> _Work required_
Your task is to copy the listing exactly, with the pictures left out.

> _Data shown_

--*--

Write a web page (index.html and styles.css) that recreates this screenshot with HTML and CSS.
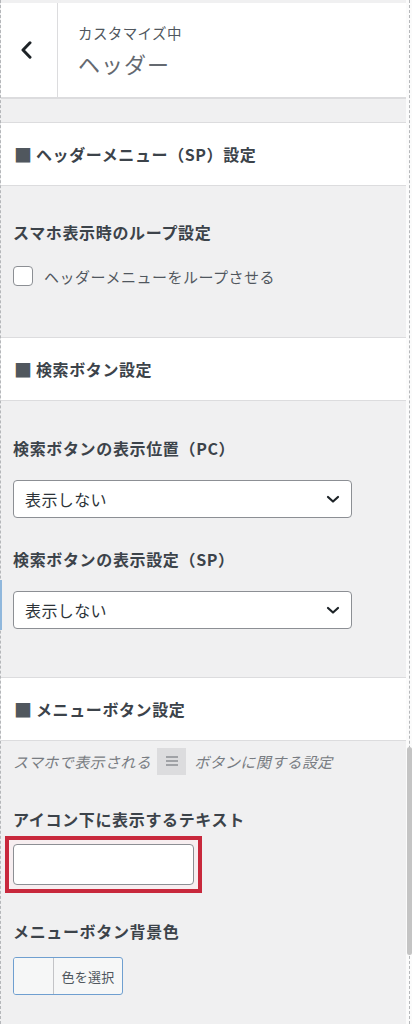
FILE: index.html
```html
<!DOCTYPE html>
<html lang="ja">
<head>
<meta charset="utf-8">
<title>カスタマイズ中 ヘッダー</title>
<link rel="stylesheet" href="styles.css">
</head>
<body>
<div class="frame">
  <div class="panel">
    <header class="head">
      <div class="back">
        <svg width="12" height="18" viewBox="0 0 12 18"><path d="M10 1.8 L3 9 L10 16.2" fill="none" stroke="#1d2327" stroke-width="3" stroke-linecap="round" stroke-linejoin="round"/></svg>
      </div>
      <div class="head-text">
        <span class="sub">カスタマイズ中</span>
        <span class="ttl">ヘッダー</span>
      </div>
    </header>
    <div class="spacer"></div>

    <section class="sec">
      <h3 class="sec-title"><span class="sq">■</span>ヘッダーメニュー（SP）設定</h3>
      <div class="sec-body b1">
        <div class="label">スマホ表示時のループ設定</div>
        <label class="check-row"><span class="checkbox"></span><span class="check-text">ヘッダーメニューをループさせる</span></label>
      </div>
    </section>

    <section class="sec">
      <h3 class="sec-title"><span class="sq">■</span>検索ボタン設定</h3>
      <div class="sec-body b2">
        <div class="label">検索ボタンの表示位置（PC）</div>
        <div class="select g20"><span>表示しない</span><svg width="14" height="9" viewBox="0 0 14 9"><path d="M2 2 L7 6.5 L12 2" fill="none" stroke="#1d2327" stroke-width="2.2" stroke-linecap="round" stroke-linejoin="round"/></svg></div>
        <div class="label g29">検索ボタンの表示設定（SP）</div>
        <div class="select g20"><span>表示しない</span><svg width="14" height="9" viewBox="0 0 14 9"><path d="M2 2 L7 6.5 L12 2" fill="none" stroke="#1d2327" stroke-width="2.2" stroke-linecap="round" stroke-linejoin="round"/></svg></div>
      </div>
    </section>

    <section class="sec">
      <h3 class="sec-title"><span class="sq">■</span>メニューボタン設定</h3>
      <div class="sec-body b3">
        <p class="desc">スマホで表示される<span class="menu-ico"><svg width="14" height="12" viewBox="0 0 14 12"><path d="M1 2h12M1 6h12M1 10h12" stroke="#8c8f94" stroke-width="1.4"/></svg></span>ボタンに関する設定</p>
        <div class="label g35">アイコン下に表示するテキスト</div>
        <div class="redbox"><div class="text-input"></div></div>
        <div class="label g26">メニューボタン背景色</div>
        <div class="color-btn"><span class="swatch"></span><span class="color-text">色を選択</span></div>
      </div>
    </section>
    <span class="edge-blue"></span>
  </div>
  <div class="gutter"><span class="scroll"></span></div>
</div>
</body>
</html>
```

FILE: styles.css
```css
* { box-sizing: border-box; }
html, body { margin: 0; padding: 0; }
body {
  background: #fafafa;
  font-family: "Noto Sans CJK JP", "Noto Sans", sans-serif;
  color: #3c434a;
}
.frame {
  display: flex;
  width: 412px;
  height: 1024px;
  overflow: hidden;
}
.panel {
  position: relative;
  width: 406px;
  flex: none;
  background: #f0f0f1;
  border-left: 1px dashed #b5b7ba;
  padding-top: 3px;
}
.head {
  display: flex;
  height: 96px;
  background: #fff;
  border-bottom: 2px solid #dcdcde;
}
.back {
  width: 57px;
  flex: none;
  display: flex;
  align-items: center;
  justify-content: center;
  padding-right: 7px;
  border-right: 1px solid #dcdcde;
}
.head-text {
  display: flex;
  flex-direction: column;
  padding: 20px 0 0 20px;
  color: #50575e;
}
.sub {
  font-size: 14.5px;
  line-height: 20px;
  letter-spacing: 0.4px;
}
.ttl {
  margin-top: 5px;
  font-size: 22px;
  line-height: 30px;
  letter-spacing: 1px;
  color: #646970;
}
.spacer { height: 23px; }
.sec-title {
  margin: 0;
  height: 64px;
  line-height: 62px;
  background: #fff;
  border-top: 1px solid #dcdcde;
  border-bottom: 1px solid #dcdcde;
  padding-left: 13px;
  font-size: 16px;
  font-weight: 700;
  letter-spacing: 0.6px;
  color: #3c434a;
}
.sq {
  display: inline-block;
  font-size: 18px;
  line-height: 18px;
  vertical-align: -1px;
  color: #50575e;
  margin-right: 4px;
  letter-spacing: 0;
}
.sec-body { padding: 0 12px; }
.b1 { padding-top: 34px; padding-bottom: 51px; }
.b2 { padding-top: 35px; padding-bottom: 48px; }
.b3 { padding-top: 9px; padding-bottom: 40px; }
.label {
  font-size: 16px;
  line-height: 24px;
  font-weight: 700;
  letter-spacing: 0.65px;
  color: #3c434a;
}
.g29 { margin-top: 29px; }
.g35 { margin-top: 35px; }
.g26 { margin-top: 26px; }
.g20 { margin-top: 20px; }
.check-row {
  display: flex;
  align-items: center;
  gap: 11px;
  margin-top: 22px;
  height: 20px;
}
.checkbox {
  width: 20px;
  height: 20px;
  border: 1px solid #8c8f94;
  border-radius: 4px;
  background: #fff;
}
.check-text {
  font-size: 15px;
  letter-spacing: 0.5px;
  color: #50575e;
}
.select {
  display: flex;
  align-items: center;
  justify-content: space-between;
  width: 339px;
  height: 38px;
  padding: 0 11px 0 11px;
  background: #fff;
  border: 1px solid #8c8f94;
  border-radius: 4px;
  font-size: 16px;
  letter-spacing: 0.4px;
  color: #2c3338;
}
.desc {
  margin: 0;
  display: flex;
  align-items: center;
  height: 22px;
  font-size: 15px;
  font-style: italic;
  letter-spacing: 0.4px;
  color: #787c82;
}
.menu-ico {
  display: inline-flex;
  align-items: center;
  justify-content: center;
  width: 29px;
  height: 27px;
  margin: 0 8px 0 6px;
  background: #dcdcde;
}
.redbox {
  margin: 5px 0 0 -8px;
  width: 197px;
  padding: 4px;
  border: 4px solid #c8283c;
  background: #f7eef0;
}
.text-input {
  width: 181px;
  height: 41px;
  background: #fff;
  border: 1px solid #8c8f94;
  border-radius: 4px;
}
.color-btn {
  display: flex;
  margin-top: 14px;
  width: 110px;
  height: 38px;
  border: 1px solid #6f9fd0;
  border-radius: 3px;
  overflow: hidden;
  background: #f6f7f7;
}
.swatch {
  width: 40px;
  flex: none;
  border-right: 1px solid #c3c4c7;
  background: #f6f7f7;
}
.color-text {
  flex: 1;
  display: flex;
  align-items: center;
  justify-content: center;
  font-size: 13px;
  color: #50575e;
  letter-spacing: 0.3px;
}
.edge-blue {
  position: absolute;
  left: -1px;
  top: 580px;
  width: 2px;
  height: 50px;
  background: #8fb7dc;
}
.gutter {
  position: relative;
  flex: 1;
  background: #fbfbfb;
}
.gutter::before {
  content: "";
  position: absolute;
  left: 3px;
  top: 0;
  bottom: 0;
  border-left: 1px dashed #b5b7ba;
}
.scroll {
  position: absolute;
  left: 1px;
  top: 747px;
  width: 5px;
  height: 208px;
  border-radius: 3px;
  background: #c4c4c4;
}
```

--*--

> _Result of the task_
Write a web page (index.html and styles.css) that recreates this screenshot with HTML and CSS.
FILE: index.html
```html
<!DOCTYPE html>
<html lang="ja">
<head>
<meta charset="utf-8">
<title>カスタマイズ中 ヘッダー</title>
<link rel="stylesheet" href="styles.css">
</head>
<body>
<div class="frame">
  <div class="panel">
    <header class="head">
      <div class="back">
        <svg width="12" height="18" viewBox="0 0 12 18"><path d="M10 1.8 L3 9 L10 16.2" fill="none" stroke="#1d2327" stroke-width="3" stroke-linecap="round" stroke-linejoin="round"/></svg>
      </div>
      <div class="head-text">
        <span class="sub">カスタマイズ中</span>
        <span class="ttl">ヘッダー</span>
      </div>
    </header>
    <div class="spacer"></div>

    <section class="sec">
      <h3 class="sec-title"><span class="sq">■</span>ヘッダーメニュー（SP）設定</h3>
      <div class="sec-body b1">
        <div class="label">スマホ表示時のループ設定</div>
        <label class="check-row"><span class="checkbox"></span><span class="check-text">ヘッダーメニューをループさせる</span></label>
      </div>
    </section>

    <section class="sec">
      <h3 class="sec-title"><span class="sq">■</span>検索ボタン設定</h3>
      <div class="sec-body b2">
        <div class="label">検索ボタンの表示位置（PC）</div>
        <div class="select g20"><span>表示しない</span><svg width="14" height="9" viewBox="0 0 14 9"><path d="M2 2 L7 6.5 L12 2" fill="none" stroke="#1d2327" stroke-width="2.2" stroke-linecap="round" stroke-linejoin="round"/></svg></div>
        <div class="label g29">検索ボタンの表示設定（SP）</div>
        <div class="select g20"><span>表示しない</span><svg width="14" height="9" viewBox="0 0 14 9"><path d="M2 2 L7 6.5 L12 2" fill="none" stroke="#1d2327" stroke-width="2.2" stroke-linecap="round" stroke-linejoin="round"/></svg></div>
      </div>
    </section>

    <section class="sec">
      <h3 class="sec-title"><span class="sq">■</span>メニューボタン設定</h3>
      <div class="sec-body b3">
        <p class="desc">スマホで表示される<span class="menu-ico"><svg width="14" height="12" viewBox="0 0 14 12"><path d="M1 2h12M1 6h12M1 10h12" stroke="#8c8f94" stroke-width="1.4"/></svg></span>ボタンに関する設定</p>
        <div class="label g35">アイコン下に表示するテキスト</div>
        <div class="redbox"><div class="text-input"></div></div>
        <div class="label g26">メニューボタン背景色</div>
        <div class="color-btn"><span class="swatch"></span><span class="color-text">色を選択</span></div>
      </div>
    </section>
    <span class="edge-blue"></span>
  </div>
  <div class="gutter"><span class="scroll"></span></div>
</div>
</body>
</html>
```

FILE: styles.css
```css
* { box-sizing: border-box; }
html, body { margin: 0; padding: 0; }
body {
  background: #fafafa;
  font-family: "Noto Sans CJK JP", "Noto Sans", sans-serif;
  color: #3c434a;
}
.frame {
  display: flex;
  width: 412px;
  height: 1024px;
  overflow: hidden;
}
.panel {
  position: relative;
  width: 406px;
  flex: none;
  background: #f0f0f1;
  border-left: 1px dashed #b5b7ba;
  padding-top: 3px;
}
.head {
  display: flex;
  height: 96px;
  background: #fff;
  border-bottom: 2px solid #dcdcde;
}
.back {
  width: 57px;
  flex: none;
  display: flex;
  align-items: center;
  justify-content: center;
  padding-right: 7px;
  border-right: 1px solid #dcdcde;
}
.head-text {
  display: flex;
  flex-direction: column;
  padding: 20px 0 0 20px;
  color: #50575e;
}
.sub {
  font-size: 14.5px;
  line-height: 20px;
  letter-spacing: 0.4px;
}
.ttl {
  margin-top: 5px;
  font-size: 22px;
  line-height: 30px;
  letter-spacing: 1px;
  color: #646970;
}
.spacer { height: 23px; }
.sec-title {
  margin: 0;
  height: 64px;
  line-height: 62px;
  background: #fff;
  border-top: 1px solid #dcdcde;
  border-bottom: 1px solid #dcdcde;
  padding-left: 13px;
  font-size: 16px;
  font-weight: 700;
  letter-spacing: 0.6px;
  color: #3c434a;
}
.sq {
  display: inline-block;
  font-size: 18px;
  line-height: 18px;
  vertical-align: -1px;
  color: #50575e;
  margin-right: 4px;
  letter-spacing: 0;
}
.sec-body { padding: 0 12px; }
.b1 { padding-top: 34px; padding-bottom: 51px; }
.b2 { padding-top: 35px; padding-bottom: 48px; }
.b3 { padding-top: 9px; padding-bottom: 40px; }
.label {
  font-size: 16px;
  line-height: 24px;
  font-weight: 700;
  letter-spacing: 0.65px;
  color: #3c434a;
}
.g29 { margin-top: 29px; }
.g35 { margin-top: 35px; }
.g26 { margin-top: 26px; }
.g20 { margin-top: 20px; }
.check-row {
  display: flex;
  align-items: center;
  gap: 11px;
  margin-top: 22px;
  height: 20px;
}
.checkbox {
  width: 20px;
  height: 20px;
  border: 1px solid #8c8f94;
  border-radius: 4px;
  background: #fff;
}
.check-text {
  font-size: 15px;
  letter-spacing: 0.5px;
  color: #50575e;
}
.select {
  display: flex;
  align-items: center;
  justify-content: space-between;
  width: 339px;
  height: 38px;
  padding: 0 11px 0 11px;
  background: #fff;
  border: 1px solid #8c8f94;
  border-radius: 4px;
  font-size: 16px;
  letter-spacing: 0.4px;
  color: #2c3338;
}
.desc {
  margin: 0;
  display: flex;
  align-items: center;
  height: 22px;
  font-size: 15px;
  font-style: italic;
  letter-spacing: 0.4px;
  color: #787c82;
}
.menu-ico {
  display: inline-flex;
  align-items: center;
  justify-content: center;
  width: 29px;
  height: 27px;
  margin: 0 8px 0 6px;
  background: #dcdcde;
}
.redbox {
  margin: 5px 0 0 -8px;
  width: 197px;
  padding: 4px;
  border: 4px solid #c8283c;
  background: #f7eef0;
}
.text-input {
  width: 181px;
  height: 41px;
  background: #fff;
  border: 1px solid #8c8f94;
  border-radius: 4px;
}
.color-btn {
  display: flex;
  margin-top: 14px;
  width: 110px;
  height: 38px;
  border: 1px solid #6f9fd0;
  border-radius: 3px;
  overflow: hidden;
  background: #f6f7f7;
}
.swatch {
  width: 40px;
  flex: none;
  border-right: 1px solid #c3c4c7;
  background: #f6f7f7;
}
.color-text {
  flex: 1;
  display: flex;
  align-items: center;
  justify-content: center;
  font-size: 13px;
  color: #50575e;
  letter-spacing: 0.3px;
}
.edge-blue {
  position: absolute;
  left: -1px;
  top: 580px;
  width: 2px;
  height: 50px;
  background: #8fb7dc;
}
.gutter {
  position: relative;
  flex: 1;
  background: #fbfbfb;
}
.gutter::before {
  content: "";
  position: absolute;
  left: 3px;
  top: 0;
  bottom: 0;
  border-left: 1px dashed #b5b7ba;
}
.scroll {
  position: absolute;
  left: 1px;
  top: 747px;
  width: 5px;
  height: 208px;
  border-radius: 3px;
  background: #c4c4c4;
}
```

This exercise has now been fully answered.